Breaking the Doom Loop

At the same time, economic risks continue to swirl, particularly around Italy. The eurozone’s third-largest economy has its second-largest ratio of debt to gross domestic product (132.4 percent), while its banking sector — saddled with 276 billion euros in bad loans — is teetering on the edge of crisis. Adding to its troubles, Italy is the eurozone member most vulnerable to a doom loop: Italian institutions are the bloc’s biggest holders of their own government’s debt, which accounts for just under 12 percent of its banking sector’s total assets.

In the years since a doom loop triggered by the Greek crisis nearly led to the eurozone’s collapse, authorities have tried (but failed) to break the bond connection between banks and their governments. A German proposal to limit the amount of their own government’s debt that banks can hold has been hotly contested by Italy and Spain, since implementing it would cause massive disruptions to their economies.

Another German-led measure involved the creation of “bail-in” rules, which were adopted at the start of 2016. They required that a troubled bank’s private debtholders absorb its losses first, essentially losing their investment, before government money could be used to bail it out. The first major test of these rules came in December, when the long-ailing Banca Monte Dei Paschi di Siena — Italy’s third-largest bank — ran into serious trouble and needed a bailout. But many of the bank’s debtholders were unsuspecting private citizens who had been sold the debt as a safe savings vehicle. Forcing them to take a loss with a bail-in would have spurred a major political backlash, strengthening the hand of Euroskeptic parties such as the Five Star Movement.

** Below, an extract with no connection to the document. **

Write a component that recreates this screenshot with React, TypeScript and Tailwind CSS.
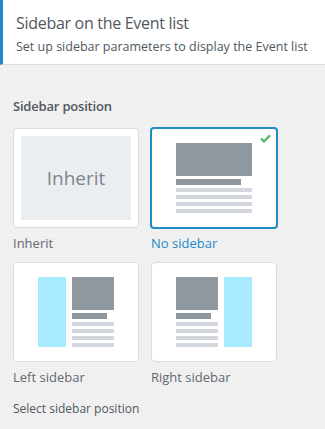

The Italian government’s solution to shield itself from the political fallout involved two sleights of hand. First, it used a nearly out-of-date stress test from mid-2016 to justify a more favorable type of recapitalization. Then, armed with the excuse that debtholders had been misled about the nature of their investment, it reimbursed them. Rome’s tactics saved the bank, at least for the time being, and prevented a substantial public outcry. The European Commission, no doubt also worried about the ramifications of strengthening Euroskeptic parties, signed off on the plan. Nevertheless, the situation is not entirely resolved: European authorities must still approve a business plan for the bank before the bailout can proceed. The bail-in rules, moreover, seem to have fallen at their first hurdle, while the potential doom loop between banks and their governments remains intact.

Europe Explores New Solutions

The existing fix for the doom loop appears to be failing, but European authorities have not stopped searching for ways to correct it. In January, the European Banking Authority suggested the creation of a Europe-wide “bad bank” that could buy nonperforming loans from EU banks to get them off the banks’ balance sheets, thereby improving the sector’s financial health. The bad bank would then sell those loans to investors. If it took a loss on any of its transactions, it could theoretically seek reimbursement from the originating bank so that the plan’s original backers would not lose money.

Another idea first floated in October 2011 has also been gaining traction lately: the creation of European safe bonds, or ESBies. Under this plan, an entity (private or public) would buy the bonds of all eurozone countries and create two pools: one for riskier economies and another for safer ones. It would then issue bonds representing the risky debt pool (preliminarily named European junior bonds, or EJBies, containing debt from countries such as Greece and Portugal) and others for the safer pool (with debt from countries such as Germany and the Netherlands). This pooling could make it harder for investors to pick one country to desert in a crisis while also creating a larger pool of truly safe assets that investors could rely on. In September, the European Systemic Risk Board, headed by ECB President Mario Draghi, created a task force to explore the idea, and the European Commission is expected to publish a white paper on it in March.

Unfortunately for the plans’ architects, Germany — the eurozone’s most influential voice — has raised objections to both ideas. The German public is strongly opposed to any proposal that might involve subsidizing the indebted south with its tax money. Over the past few years, Germany has taken steps to insulate itself from the eurozone’s potential dissolution. When the ECB launched its bond-buying program in January 2015, for example, Germany finally relented to a policy it had disagreed with on the condition that the bonds continued to be divided among members’ central banks rather than pooled centrally, making the arrangement clearer in the event of a future divorce. More subtly, data from the Bank for International Settlements has shown that German banks have stopped lending to companies based elsewhere in the eurozone in recent years, preferring instead to keep their money inside Germany — another step away from integration and liability mutualization within the bloc. So, any idea that appears to involve risk pooling will probably receive short shrift in Germany, especially during an election year.

Will the Eurozone Survive the Year?

The eurozone has entered a difficult year, and some investors are showing more and more doubt in its ability to survive. If Europe successfully leaps the political hurdles that lie ahead, uncertainty in the market should rapidly fade, returning money to its bond markets. But even if that does happen, economic risks (made worse by political factors on the Continent) will continue to feed fears for the currency union’s future.

European bond yields are rising, buoyed by global expectations of inflation and by the ECB’s gradually tightening monetary policy, which means that debt repayments will also rise. If they continue to do so gradually, bond yields are unlikely to reach uncomfortable levels during 2017. But because the doom loop between banks and their governments is still intact, and because the Italian banking sector is still extremely fragile, Italy will be highly prone to crisis. And upticks in debt repayments, no matter how gradual, will only increase its vulnerability.